In this case, the ESP pump had not failed but was proactively replaced with an optimized pump. This would be cost prohibitive using a workover rig, requiring the replacement of the entire conventional ESP system. To resize a conventional ESP pump, the operator would mobilize a workover rig, kill the well, pull the tubing and ESP and then replace the ESP and rerun the tubing. The costs associated with the intervention and downtime inherent in this approach can be substantial. However, by utilizing a standard slickline unit, lubricator and crane, the AccessESP rigless conveyance system reduces the cost, time and risk associated with ESP resizing.
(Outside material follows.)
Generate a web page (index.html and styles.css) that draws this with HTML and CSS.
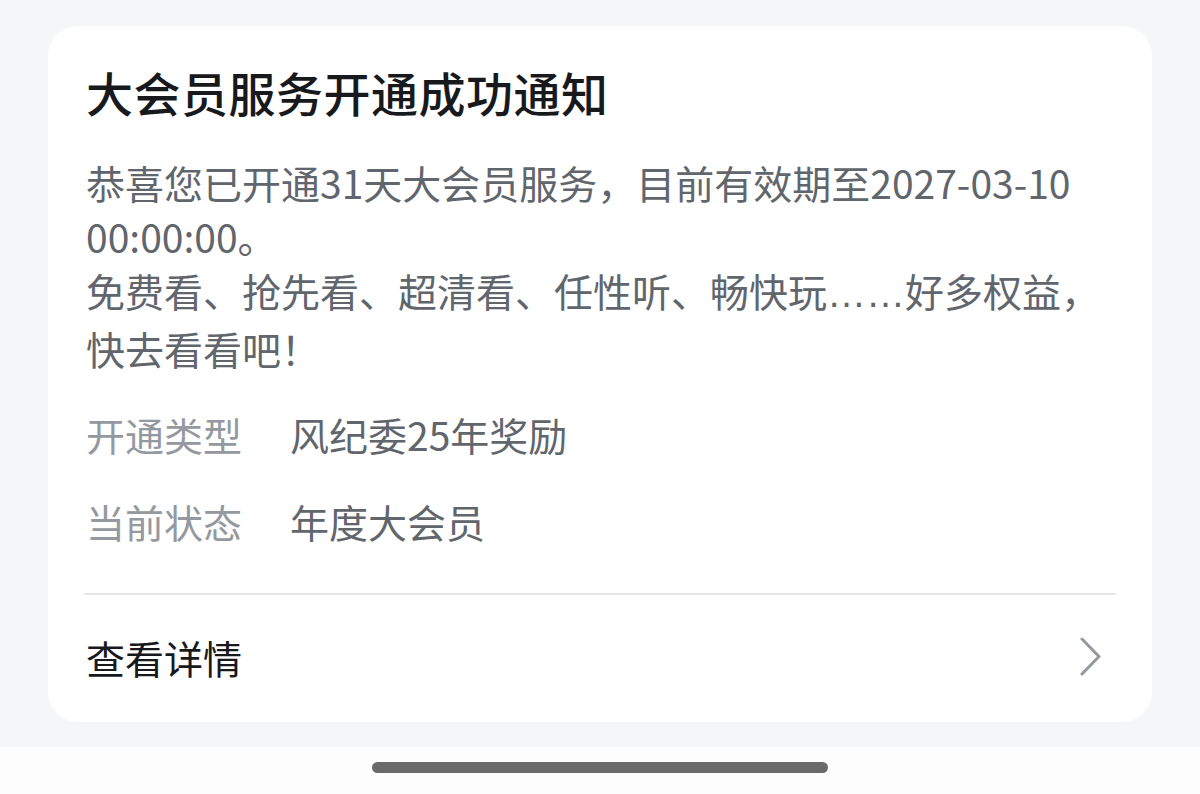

Greg Nutter, vice president operations, AccessESP, said, "In this project, the operator saved approximately $2 million in workover costs by using our slickline deployed system. Our system allows the operator to replace only the ESP pump, leaving the permanent magnet motor in the well. This pump replacement demonstrates our system is a flexible and reliable choice for operators looking to optimize production and reduce downtime and associated costs."
Electrical submersible pumps (ESPs) are frequently the optimal artificial lift option to cost-effectively maximise reservoir recovery and production. However, the full potential of ESPs in offshore and remote locations has historically been limited by two key challenges: rig deployment, with its associated high intervention costs, loss of producing time and production; and the inability to access the reservoir without pulling the production tubing.
In order to reduce the burden operators face when utilising ESPs, the company has developed a system that makes installation and retrieval of an ESP as simple as running a production logging tool; radically reducing the cost and downtime associated with ESP workovers by utilising a lightweight slickline unit instead of a rig or workover unit to replace the ESP.